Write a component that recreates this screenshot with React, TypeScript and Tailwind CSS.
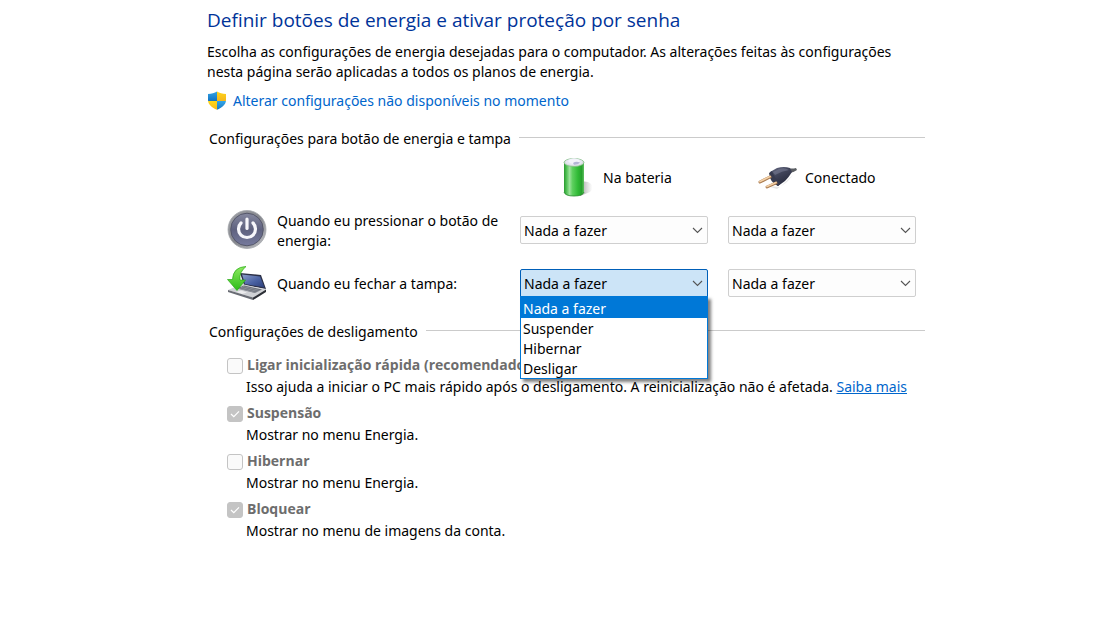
import React from "react";

function ShieldIcon() {
  return (
    <svg width="20" height="20" viewBox="0 0 20 20" aria-hidden="true" className="shrink-0">
      <defs>
        <clipPath id="shield">
          <path d="M10 0.500 C7.500 2 4.500 2.800 1 2.900 V9 C1 13.500 5 16.800 10 18.700 C15 16.800 19 13.500 19 9 V2.900 C15.500 2.800 12.500 2 10 0.500Z" />
        </clipPath>
        <linearGradient id="shieldBlue" x1="0" y1="0" x2="0" y2="1">
          <stop offset="0" stopColor="#35a6e6" />
          <stop offset="1" stopColor="#1173c4" />
        </linearGradient>
        <linearGradient id="shieldGold" x1="0" y1="0" x2="0" y2="1">
          <stop offset="0" stopColor="#ffd81a" />
          <stop offset="1" stopColor="#f5b51c" />
        </linearGradient>
      </defs>
      <g clipPath="url(#shield)">
        <rect width="10" height="10" fill="url(#shieldBlue)" />
        <rect x="10" width="10" height="10" fill="url(#shieldGold)" />
        <rect y="10" width="10" height="10" fill="url(#shieldGold)" />
        <rect x="10" y="10" width="10" height="10" fill="url(#shieldBlue)" />
      </g>
    </svg>
  );
}

function BatteryIcon() {
  return (
    <svg width="32" height="40" viewBox="1 1 32 40" aria-hidden="true" className="shrink-0">
      <defs>
        <linearGradient id="cell" x1="0" y1="0" x2="1" y2="0">
          <stop offset="0" stopColor="#2a9a30" />
          <stop offset=".12" stopColor="#4fbf53" />
          <stop offset=".28" stopColor="#9be39a" />
          <stop offset=".42" stopColor="#5fd060" />
          <stop offset=".7" stopColor="#2fba35" />
          <stop offset=".88" stopColor="#27a02d" />
          <stop offset="1" stopColor="#5fc060" />
        </linearGradient>
        <linearGradient id="cellShadow" x1="0" y1="0" x2="1" y2="0">
          <stop offset="0" stopColor="#777" stopOpacity=".75" />
          <stop offset="1" stopColor="#aaa" stopOpacity="0" />
        </linearGradient>
      </defs>
      <path d="M19 24 L26 25 Q34 29 28 35 L18 39Z" fill="url(#cellShadow)" />
      <path d="M2 5 V35 Q3 39 12 39 Q21 39 22 35 V5Z" fill="url(#cell)" />
      <ellipse cx="12" cy="5.500" rx="10" ry="4" fill="#d3dcd8" stroke="#7dbb82" strokeWidth=".7" />
      <ellipse cx="12" cy="5" rx="8.500" ry="3.200" fill="#e6e6f2" />
      <path d="M6 4 Q8 1.200 12 1.200 Q16 1.200 18 4 Q16 7 12 7 Q8 7 6 4Z" fill="#f3f3fb" />
      <path d="M11 6 Q14 4 18 5.500 Q16 8 12 7.800Z" fill="#b4b5d6" />
      <path d="M2 35 Q3 39 12 39 Q21 39 22 35" fill="none" stroke="#1f8a26" strokeWidth=".8" />
    </svg>
  );
}

function PlugIcon() {
  return (
    <svg width="40" height="26" viewBox="0 0 40 26" aria-hidden="true" className="shrink-0">
      <defs>
        <linearGradient id="plug" x1="0" y1="0" x2=".6" y2="1">
          <stop offset="0" stopColor="#6b7088" />
          <stop offset=".4" stopColor="#43475d" />
          <stop offset="1" stopColor="#25283a" />
        </linearGradient>
      </defs>
      <path d="M10 21 L23 22 L36 10 L30 17 L20 24Z" fill="#777" opacity=".18" />
      <path d="M30 3 Q35 4 39 3 L40 5 Q36 8 32 8Z" fill="#5a5d62" />
      <path d="M13 7 L20 3 Q27 1 33 3 L35 7 Q32 12 28 16 L21 21 Q14 16 13 7Z" fill="url(#plug)" />
      <path d="M16 7 L22 4 Q28 2 32 5 Q25 6 18 10Z" fill="#7f849c" opacity=".5" />
      <path d="M12 8 L15 6 Q17 13 24 18 L21 21 Q13 18 12 8Z" fill="#373b50" />
      <path d="M3 17 L13 12" stroke="#a8794e" strokeWidth="3" strokeLinecap="round" />
      <path d="M3 16.500 L13 11.500" stroke="#f3d0a6" strokeWidth="1.700" strokeLinecap="round" />
      <path d="M10 22 L19 18" stroke="#a8794e" strokeWidth="3" strokeLinecap="round" />
      <path d="M10 21.500 L19 17.500" stroke="#f3d0a6" strokeWidth="1.700" strokeLinecap="round" />
    </svg>
  );
}

function PowerIcon() {
  return (
    <svg width="40" height="40" viewBox="0 0 40 40" aria-hidden="true" className="shrink-0">
      <defs>
        <linearGradient id="ring" x1="0" y1="0" x2="1" y2="1">
          <stop offset="0" stopColor="#a1a3a8" />
          <stop offset=".5" stopColor="#85878d" />
          <stop offset="1" stopColor="#c3c4c8" />
        </linearGradient>
        <linearGradient id="face" x1="0" y1="0" x2="0" y2="1">
          <stop offset="0" stopColor="#85889f" />
          <stop offset=".5" stopColor="#5f627f" />
          <stop offset="1" stopColor="#767a9d" />
        </linearGradient>
      </defs>
      <circle cx="20" cy="19.500" r="19" fill="url(#ring)" stroke="#a5a7ac" strokeWidth=".8" />
      <circle cx="20" cy="19.500" r="16.300" fill="url(#face)" stroke="#55576a" strokeWidth="1" />
      <path d="M14 13 A8.500 8.500 0 1 0 26 13" fill="none" stroke="#f7f7fb" strokeWidth="3.200" strokeLinecap="round" />
      <path d="M20 9 V18.500" stroke="#f7f7fb" strokeWidth="3.200" strokeLinecap="round" />
    </svg>
  );
}

function LidIcon() {
  return (
    <svg width="40" height="36" viewBox="0 0 40 36" aria-hidden="true" className="shrink-0">
      <defs>
        <linearGradient id="screen" x1="0" y1="0" x2="1" y2="1">
          <stop offset="0" stopColor="#8a9cc9" />
          <stop offset=".55" stopColor="#4a62a3" />
          <stop offset="1" stopColor="#2b3d78" />
        </linearGradient>
        <linearGradient id="arrow" x1="0" y1="0" x2="0" y2="1">
          <stop offset="0" stopColor="#8cea60" />
          <stop offset="1" stopColor="#2dbb18" />
        </linearGradient>
      </defs>
      <path d="M13 8 L34 10 L39 24 L17 20Z" fill="#2c3047" />
      <path d="M15 9.500 L33 11.500 L37.500 22.500 L18 19Z" fill="url(#screen)" />
      <path d="M1 25 L15 19 L39 24.500 L26 32.500Z" fill="#cfd1d5" />
      <path d="M10 23.500 L17 20.500 L35 24.500 L28 28Z" fill="#666b75" />
      <path d="M12 23.500 L29 27.500 M14 22.500 L31 26.500 M16 21.500 L33 25.500" stroke="#a2a6ae" strokeWidth=".6" />
      <path d="M9 27 L14 25.500 L20 27.500 L15 29Z" fill="#ececee" />
      <path d="M1 25 L26 32.500 L26 35 L1 27Z" fill="#6a6d75" />
      <path d="M26 32.500 L39 24.500 V27 L26 35Z" fill="#2c2f36" />
      <path d="M19 1.500 Q6 2 5.500 14.500 L0.500 14.500 L10 25.500 L18.500 15 L13 15 Q12 7 19 1.500Z" fill="url(#arrow)" stroke="#28a915" strokeWidth=".7" />
    </svg>
  );
}

function ActionSelect({ label, open = false }: { label: string; open?: boolean }) {
  return (
    <div className="relative">
      <div className="grid items-center">
        <select
          aria-label={label}
          defaultValue="Nada a fazer"
          className={
            open
              ? "col-start-1 row-start-1 h-7 w-full appearance-none rounded-t-xs border border-[#005fb8] bg-[#cce4f7] px-[3px] pt-0.5 text-sm text-black outline-none"
              : "col-start-1 row-start-1 h-7 w-full appearance-none rounded-xs border border-[#cfcfcf] bg-[#fdfdfd] px-[3px] pt-0.5 text-sm text-black outline-none"
          }
        >
          {actions.map((a) => (
            <option key={a}>{a}</option>
          ))}
        </select>
        <svg
          width="11"
          height="7"
          viewBox="0 0 11 7"
          aria-hidden="true"
          className="pointer-events-none col-start-1 row-start-1 mr-[5px] justify-self-end"
        >
          <path d="M1 1 L5.500 5.500 L10 1" fill="none" stroke="#555" strokeWidth="1.100" />
        </svg>
      </div>
      {open && (
        <ul
          role="listbox"
          aria-label={label}
          className="absolute inset-x-0 top-full z-10 -mt-px border border-[#0078d7] bg-white text-sm shadow-[3px_3px_3px_rgba(0,0,0,0.5)]"
        >
          {actions.map((a, i) => (
            <li
              key={a}
              role="option"
              aria-selected={i === 0}
              className={
                i === 0
                  ? "h-[21px] bg-[#0078d7] px-0.5 leading-6 text-white"
                  : "h-5 px-0.5 leading-[22px] text-black"
              }
            >
              {a}
            </li>
          ))}
        </ul>
      )}
    </div>
  );
}

const actions = ["Nada a fazer", "Suspender", "Hibernar", "Desligar"];

const shutdownOptions = [
  {
    id: "fast",
    title: "Ligar inicialização rápida (recomendado)",
    text: "Isso ajuda a iniciar o PC mais rápido após o desligamento. A reinicialização não é afetada.",
    checked: false,
    more: true,
  },
  { id: "sleep", title: "Suspensão", text: "Mostrar no menu Energia.", checked: true },
  { id: "hibernate", title: "Hibernar", text: "Mostrar no menu Energia.", checked: false },
  { id: "lock", title: "Bloquear", text: "Mostrar no menu de imagens da conta.", checked: true },
];

function SectionTitle({ children }: { children: React.ReactNode }) {
  return (
    <div className="flex gap-2 pl-0.5">
      <h2 className="shrink-0 leading-5">{children}</h2>
      <span className="mt-2 h-px flex-1 bg-[#cbcbcb]" />
    </div>
  );
}

export default function App() {
  return (
    <main className="min-h-screen bg-white pt-2 pl-[207px] font-['Noto_Sans','Open_Sans',sans-serif] text-sm leading-5 text-black">
      <div className="max-w-[718px]">
        <h1 className="font-['Open_Sans','Noto_Sans',sans-serif] text-[19px] leading-6 text-[#003399]">
          Definir botões de energia e ativar proteção por senha
        </h1>
        <p className="mt-2.5 max-w-[710px]">
          Escolha as configurações de energia desejadas para o computador. As alterações feitas às configurações nesta
          página serão aplicadas a todos os planos de energia.
        </p>
        <a href="#alterar" className="mt-[9px] flex items-center gap-1.5 text-[#0066cc]">
          <ShieldIcon />
          Alterar configurações não disponíveis no momento
        </a>

        <section className="mt-[18px]">
          <SectionTitle>Configurações para botão de energia e tampa</SectionTitle>
          <div className="mt-[9px] grid grid-cols-[293px_188px_188px] items-center gap-x-5">
            <div />
            <div className="flex items-center gap-2 pl-[43px]">
              <BatteryIcon />
              Na bateria
            </div>
            <div className="flex items-center gap-2 pl-[29px]">
              <PlugIcon />
              Conectado
            </div>

            <div className="mt-[11px] flex items-center gap-2.5 pl-5">
              <PowerIcon />
              <span className="pt-0.5">Quando eu pressionar o botão de energia:</span>
            </div>
            <div className="mt-[11px]">
              <ActionSelect label="Botão de energia, na bateria" />
            </div>
            <div className="mt-[11px]">
              <ActionSelect label="Botão de energia, conectado" />
            </div>

            <div className="mt-[14px] flex items-center gap-2.5 pl-5">
              <LidIcon />
              <span className="pt-0.5">Quando eu fechar a tampa:</span>
            </div>
            <div className="mt-[14px]">
              <ActionSelect label="Fechar a tampa, na bateria" open />
            </div>
            <div className="mt-[14px]">
              <ActionSelect label="Fechar a tampa, conectado" />
            </div>
          </div>
        </section>

        <section className="mt-[21px]">
          <SectionTitle>Configurações de desligamento</SectionTitle>
          <div className="mt-3 flex flex-col gap-1 pl-5">
            {shutdownOptions.map((o) => (
              <div key={o.id} className="leading-[22px]">
                <div className="flex items-center gap-1">
                  <span className="grid shrink-0 place-items-center pt-0.5">
                    <input
                      id={o.id}
                      type="checkbox"
                      disabled
                      defaultChecked={o.checked}
                      className="col-start-1 row-start-1 size-4 appearance-none rounded-[3px] border border-[#c4c4c4] bg-[#fafafa] checked:bg-[#c4c4c4]"
                    />
                    {o.checked && (
                      <svg
                        width="10"
                        height="8"
                        viewBox="0 0 10 8"
                        aria-hidden="true"
                        className="pointer-events-none col-start-1 row-start-1"
                      >
                        <path d="M1 4 L3.800 6.700 L9 1.300" fill="none" stroke="#fff" strokeWidth="1.200" />
                      </svg>
                    )}
                  </span>
                  <label htmlFor={o.id} className="font-['Open_Sans','Noto_Sans',sans-serif] font-bold text-[#6d6d6d]">
                    {o.title}
                  </label>
                </div>
                <p className="pl-[19px] whitespace-nowrap">
                  {o.text}
                  {o.more && (
                    <>
                      {" "}
                      <a href="#saiba-mais" className="text-[#0066cc] underline">
                        Saiba mais
                      </a>
                    </>
                  )}
                </p>
              </div>
            ))}
          </div>
        </section>
      </div>
    </main>
  );
}
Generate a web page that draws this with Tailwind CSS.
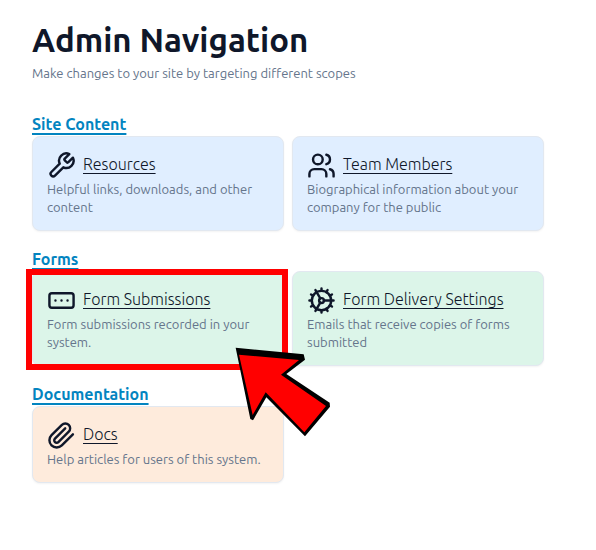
<!DOCTYPE html>
<html lang="en">
<head>
<meta charset="utf-8">
<meta name="viewport" content="width=device-width, initial-scale=1">
<title>Admin Navigation</title>
<script src="https://cdn.jsdelivr.net/npm/@tailwindcss/browser@4"></script>
</head>
<body class="bg-white text-[#0f172a] font-['Ubuntu','Noto_Sans',sans-serif]">
<main class="max-w-[576px] px-8 pt-5 pb-8">
  <header>
    <h1 class="text-[33px] leading-10 font-bold">Admin Navigation</h1>
    <p class="mt-1 text-[13px] leading-[18px] text-[#64748b]">Make changes to your site by targeting different scopes</p>
  </header>

  <div class="mt-[30px] flex flex-col gap-4">
    <section>
      <h2 class="text-[16px] leading-6 font-bold"><a href="#content" class="text-[#0284c0] underline decoration-2 underline-offset-3">Site Content</a></h2>
      <div class="grid grid-cols-2 gap-2">
        <article class="rounded-lg border border-[#e2e8f0] bg-[#e0eeff] p-[14px] shadow-xs">
          <h3 class="flex items-start gap-[7px] text-[16px] leading-[27px] font-light">
            <svg class="size-[29px] shrink-0" viewBox="0 0 24 24" fill="none" stroke="currentColor" stroke-width="2" stroke-linecap="round" stroke-linejoin="round" aria-hidden="true"><path d="M14.7 6.3a1 1 0 0 0 0 1.4l1.6 1.6a1 1 0 0 0 1.4 0l3.77-3.77a6 6 0 0 1-7.94 7.94l-6.91 6.91a2.12 2.12 0 0 1-3-3l6.91-6.91a6 6 0 0 1 7.94-7.94l-3.76 3.76z"/></svg>
            <a href="#resources" class="underline decoration-1 underline-offset-3">Resources</a>
          </h3>
          <p class="text-[13px] leading-[18px] text-[#64748b]">Helpful links, downloads, and other content</p>
        </article>
        <article class="rounded-lg border border-[#e2e8f0] bg-[#e0eeff] p-[14px] shadow-xs">
          <h3 class="flex items-start gap-[7px] text-[16px] leading-[27px] font-light">
            <svg class="size-[29px] shrink-0" viewBox="0 0 24 24" fill="none" stroke="currentColor" stroke-width="2" stroke-linecap="round" stroke-linejoin="round" aria-hidden="true"><path d="M16 21v-2a4 4 0 0 0-4-4H6a4 4 0 0 0-4 4v2"/><circle cx="9" cy="7" r="4"/><path d="M22 21v-2a4 4 0 0 0-3-3.87M16 3.13a4 4 0 0 1 0 7.75"/></svg>
            <a href="#team" class="underline decoration-1 underline-offset-3">Team Members</a>
          </h3>
          <p class="text-[13px] leading-[18px] text-[#64748b]">Biographical information about your company for the public</p>
        </article>
      </div>
    </section>

    <section>
      <h2 class="text-[16px] leading-6 font-bold"><a href="#forms" class="text-[#0284c0] underline decoration-2 underline-offset-3">Forms</a></h2>
      <div class="grid grid-cols-2 gap-2">
        <article class="relative z-10 rounded-lg border border-[#e2e8f0] bg-[#dcf5e9] p-[14px] shadow-xs">
          <h3 class="flex items-start gap-[7px] text-[16px] leading-[27px] font-light">
            <svg class="size-[29px] shrink-0" viewBox="0 0 24 24" fill="none" stroke="currentColor" stroke-width="2" stroke-linecap="round" stroke-linejoin="round" aria-hidden="true"><rect x="2" y="6" width="20" height="12" rx="2"/><path d="M12 12h.01M17 12h.01M7 12h.01"/></svg>
            <a href="#submissions" class="underline decoration-1 underline-offset-3">Form Submissions</a>
          </h3>
          <p class="text-[13px] leading-[18px] text-[#64748b]">Form submissions recorded in your system.</p>
          <!-- Highlight frame and pointer -->
          <div class="pointer-events-none absolute -top-[3px] -right-[5px] -bottom-[5px] -left-[7px] border-6 border-[#ff0000]"></div>
          <svg class="pointer-events-none absolute top-[63px] left-[192px] h-[110px] w-[115px]" viewBox="0 0 345 330" aria-hidden="true">
            <path d="M32 38 236 58 240 74 184 117 314 203 315 215 240 304 124 187 84 256 76 252Z" fill="#000"/>
            <path d="M42 59 222 75 168 119 303 213 238 292 122 172 83 240Z" fill="#f00"/>
          </svg>
        </article>
        <article class="rounded-lg border border-[#e2e8f0] bg-[#dcf5e9] p-[14px] shadow-xs">
          <h3 class="flex items-start gap-[7px] text-[16px] leading-[27px] font-light">
            <svg class="size-[29px] shrink-0" viewBox="0 0 24 24" fill="none" stroke="currentColor" stroke-width="2" stroke-linecap="round" stroke-linejoin="round" aria-hidden="true"><circle cx="12" cy="12" r="8"/><circle cx="12" cy="12" r="2"/><path d="M12 2v2M12 22v-2m5 .66-1-1.73M11 10.27 7 3.34M20.66 17l-1.73-1M3.34 7l1.73 1M14 12h8M2 12h2M20.66 7l-1.73 1M3.34 17l1.73-1M17 3.34l-1 1.73M11 13.73l-4 6.93"/></svg>
            <a href="#delivery" class="underline decoration-1 underline-offset-3">Form Delivery Settings</a>
          </h3>
          <p class="text-[13px] leading-[18px] text-[#64748b]">Emails that receive copies of forms submitted</p>
        </article>
      </div>
    </section>

    <section>
      <h2 class="text-[16px] leading-6 font-bold"><a href="#documentation" class="text-[#0284c0] underline decoration-2 underline-offset-3">Documentation</a></h2>
      <div class="grid grid-cols-2 gap-2">
        <article class="rounded-lg border border-[#e2e8f0] bg-[#feebdc] p-[14px] shadow-xs">
          <h3 class="flex items-start gap-[7px] text-[16px] leading-[27px] font-light">
            <svg class="size-[29px] shrink-0" viewBox="0 0 24 24" fill="none" stroke="currentColor" stroke-width="2" stroke-linecap="round" stroke-linejoin="round" aria-hidden="true"><path d="m21.44 11.05-9.19 9.19a6 6 0 0 1-8.49-8.49l8.57-8.57A4 4 0 1 1 18 8.84l-8.59 8.57a2 2 0 0 1-2.83-2.83l8.49-8.48"/></svg>
            <a href="#docs" class="underline decoration-1 underline-offset-3">Docs</a>
          </h3>
          <p class="text-[13px] leading-[18px] text-[#64748b]">Help articles for users of this system.</p>
        </article>
      </div>
    </section>
  </div>
</main>
</body>
</html>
________________________________________
AIM ▸ Find all lines holding the string "React" and copy them.

RESULT OF THIS TASK ▸
Write a component that recreates this screenshot with React, TypeScript and Tailwind CSS.
import React from "react";
function SectionTitle({ children }: { children: React.ReactNode }) {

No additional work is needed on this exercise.